B. Cash Method of Accounting
Despite petitioners' failure to prove that Larry Monico received any note, we must still address petitioners' argument based on the cash equivalence doctrine. See Cowden v. Commissioner [61-1 USTC ╤ 9382], 289 F.2d 20, 24 (5th Cir. 1961)("negotiability is not the test of taxability in an equivalent of cash case"), revg. and remanding [Dec. 23,670] 32 T.C. 853 (1959). Section 1.446-1(a)(3), Income Tax Regs., makes clear: "Items of gross income * * * which are elements in the computation of taxable income need not be in the form of cash. It is sufficient that such items can be valued in terms of money." Nevertheless, generally, a cash-method taxpayer only takes into account an item of gross income when actually or constructively received. Sec. 1.446-1(c)(1)(i), Income Tax Regs. A promise to pay is includable in gross income when received by a cash-method taxpayer if it is the equivalent of cash. Cowden v. Commissioner, supra at 24. Not all promises received by a cash-method taxpayer, however, are the equivalent of cash. E.g., Richardson v. Commissioner [Dec. 37,801], 76 T.C. 512, 531-532 (1981) (notes received for noncompetition fees), affd. [83-1 USTC ╤ 9109] 693 F.2d 1189 (5th Cir. 1982). The characteristics of a promise to pay that is the equivalent of cash were described by the Court of Appeals for the Fifth Circuit in Cowden :
We are convinced that if a promise to pay of a solvent obligor is unconditional and assignable, not subject to set-offs, and is of a kind that is frequently transferred to lenders or investors at a discount not substantially greater than the generally prevailing premium for the use of money, such promise is the equivalent of cash and taxable in like manner as cash would have been taxable had it been received by the taxpayer rather than the obligation. * * * [ Cowden v. Commissioner, supra at 24.]

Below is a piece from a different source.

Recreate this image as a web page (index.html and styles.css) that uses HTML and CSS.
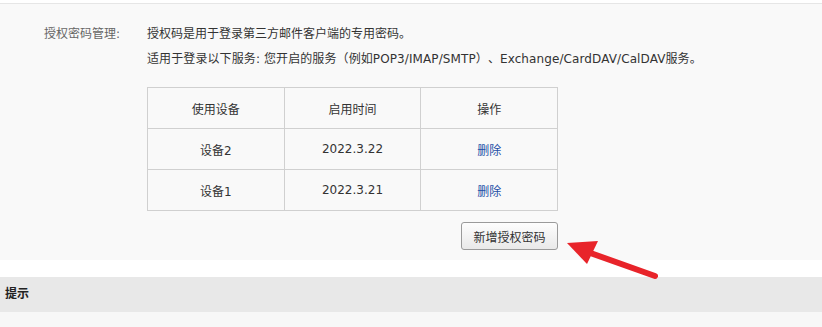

Accord Estate of Silverman v. Commissioner [Dec. 47,943], 98 T.C. 54, 61 (1992).
Petitioners have failed to prove that the obligation of either Chef Reddy or Offut Co. to make the Chef-Reddy payments is a cash equivalent. Among other failures, petitioners have failed to prove that either Chef Reddy's or Offut Co.'s obligation to make the Chef-Reddy payments is the kind of promise to pay that is frequently transferred to lenders or investors at a discount not substantially greater than the generally prevailing premium for the use of money. We therefore find that the obligation to make the Chef-Reddy payments is not the equivalent of cash.
C. Cottage Sav. Association v. Commissioner
Petitioners attempt to buttress their argument by citing Cottage Sav. Association v. Commissioner [91-1 USTC ╤ 50,187], 499 U.S. 554 (1991) (exchange of property gives rise to a realization event under section 1001 so long as the exchanged properties are "materially different": i.e., so long as they embody a legally distinct entitlement). Petitioners argue that, when Larry Monico "exchanged the account receivable for the promissory note, the Petitioners realized and should have recognized income." Petitioners have failed to prove that there was any such exchange. Moreover, they have failed to prove any material change in the obligation. Cottage Savings Association is inapplicable.
Petitioners have failed to prove that the Chef-Reddy payments constitute a return of capital. That being the exclusive basis on which they assigned error to respondent's determination of a deficiency with respect to the Chef-Reddy payments, respondent's determination of a deficiency in tax with respect thereto is sustained.
Decision will be entered under Rule 155.